Nongstoin (IPA: ˈnɒŋˌstɔɪn) is the headquarters of West Khasi Hills district in the state of Meghalaya in India. As of the 2011 census, it had a population of 28,742.

==Geography==
Nongstoin is located at . It has an average elevation of 1409 metres (4622 feet)

The Langshiang Falls is located 24 km from Nongstoin.

==Demographics==
As of 2001 India census, Nongstoin had a population of 22,003. Males constitute 50% of the population and females 50%. Nongstoin has an average literacy rate of 67%, higher than the national average of 59.5%: male literacy is 67%, and female literacy is 66%. In Nongstoin, 23% of the population is under 6 years of age.

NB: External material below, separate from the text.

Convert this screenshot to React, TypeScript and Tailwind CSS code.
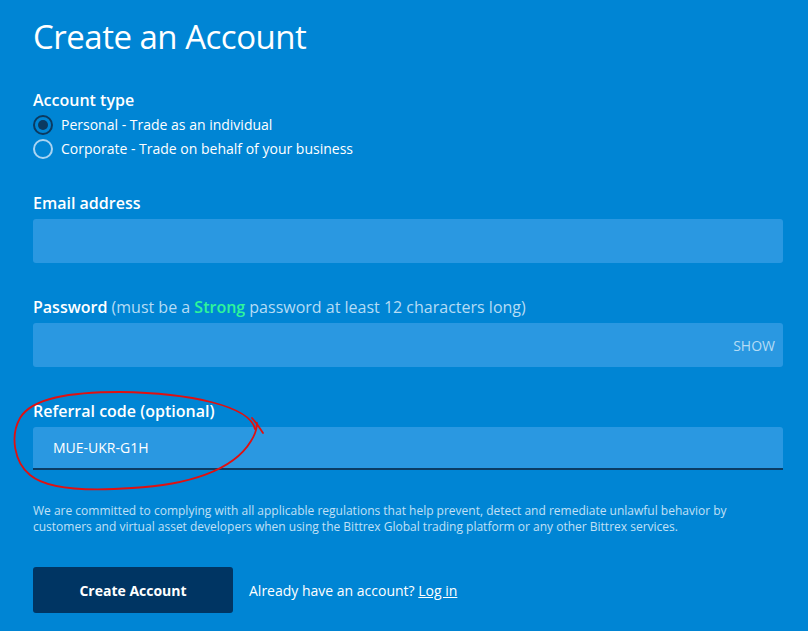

Most of the people in the town overwhelmingly follow Christianity, with significant followers of Hinduism and a small Muslim population.

==Culture==
In January 2006, Pope Benedict XVI erected a diocese in Nongstoin, covering the West Khasi Hills district.
The Franciscan Missionary Brothers of the Catholic Church run a college and a school at Siejlieh, Nongstoin.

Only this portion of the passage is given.